Voices From Another Immigrant Nation
WHY YOU SHOULD CARE
Because so much can get lost in translation.
It seems like everywhere you look these days, you find a country exploding at its seams with debates about immigration. From a giant wall between the U.S. and Mexico to streams of refugees flowing through Europe, the topic is a familiar one. Another nation of immigrants, Australia, gets a little less coverage from its corner of the globe — but the conversation, and occasional vitriol, is no less intense there. According to government data from 2013, a quarter of Australia’s population was born abroad. And while the nation is still majority-white, increasing numbers of migrants are making their way Down Under from India, Hong Kong, Vietnam and other parts of Asia.
So we got curious: Immigration brings with it new literary voices. And Michael Jacklin, professor of literature at the University of Wollongong, tells us to look beyond native English writers. Many in this new generation aren’t mourning their exile, the way an earlier generation of immigrant writers has been portrayed, Jacklin says; rather, these are authors using their own ethnic experiences to “construct a new way of being, of thinking about themselves.” Below, a reading list Jacklin shared with us.
Wadih Sa’adeh is one of the best-known voices of the Lebanese diaspora, Jacklin says, recommending the Lebanese-Australian’s collection Who Took the Eyesight That I Left at the Door? (Scholars have compared Sa’adeh to Kahlil Gibran, author of The Prophet.) You can find much of Sa’adeh’s work translated and available online. The former journalist has lived in Australia for nearly three decades. His writing is restrained and careful, as in the 12-line poem “Night Visit,” which begins “They were telling their children about / the guardian angel of plants,” and ends “some soldiers arrived / stopped their stories / leaving red splashes on the walls / as they departed.”
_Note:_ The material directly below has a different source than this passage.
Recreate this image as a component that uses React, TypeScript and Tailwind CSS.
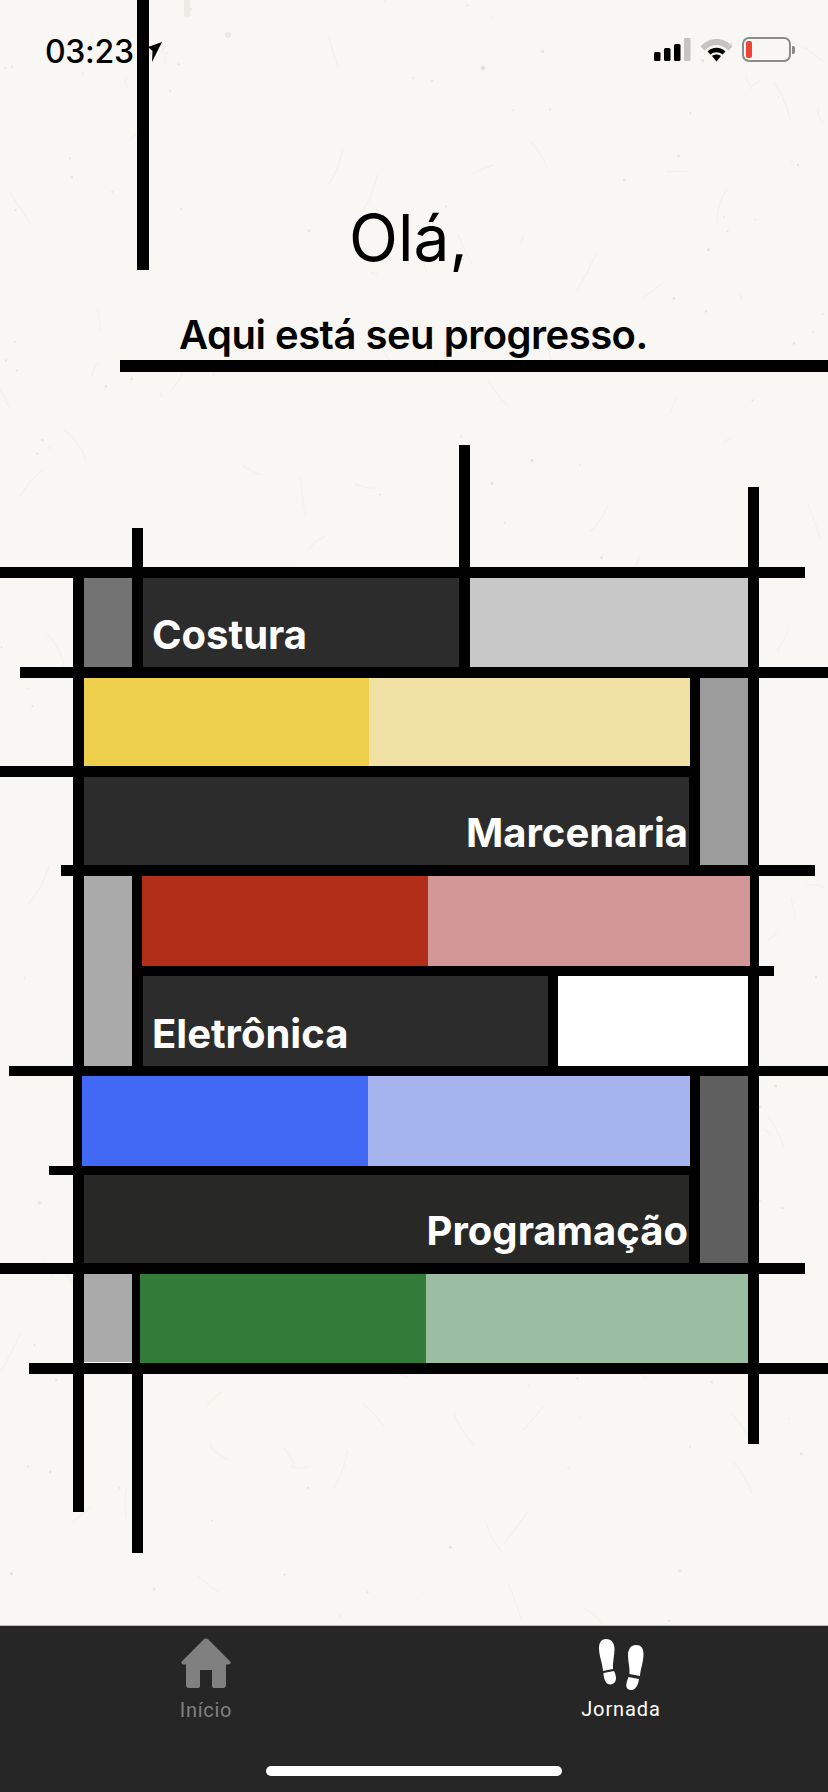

El Contestador Australiano y otros cuentos (The Answering Australian and Other Stories) was published, of all places, in Uruguay. This short-story collection by Montevideo-born Ruben Fernández is the result of a decade of living in Australia. Over the course of 20 years, Fernández, who ran a Spanish-language broadcasting service for migrants in Australia, published the stories in his country of residence before shipping them back home in book form.
Some of the most important work in Vietnamese literature is going on in Australia, Jacklin says. He recommends Le Van Tai’s concrete poetry, and translated one verse for us: “Every afternoon [I] stand at the back door / Looking toward my mother’s homeland, my guts ache in nine ways.” The lines come from a folk song, he explains, written in “the voice of a young bride who is prohibited through custom to weep in the presence of her husband’s family and must go to the back door of her in-laws house to cry out her homesickness.” The fitting title for the poem? “The Other Side of the Ocean.”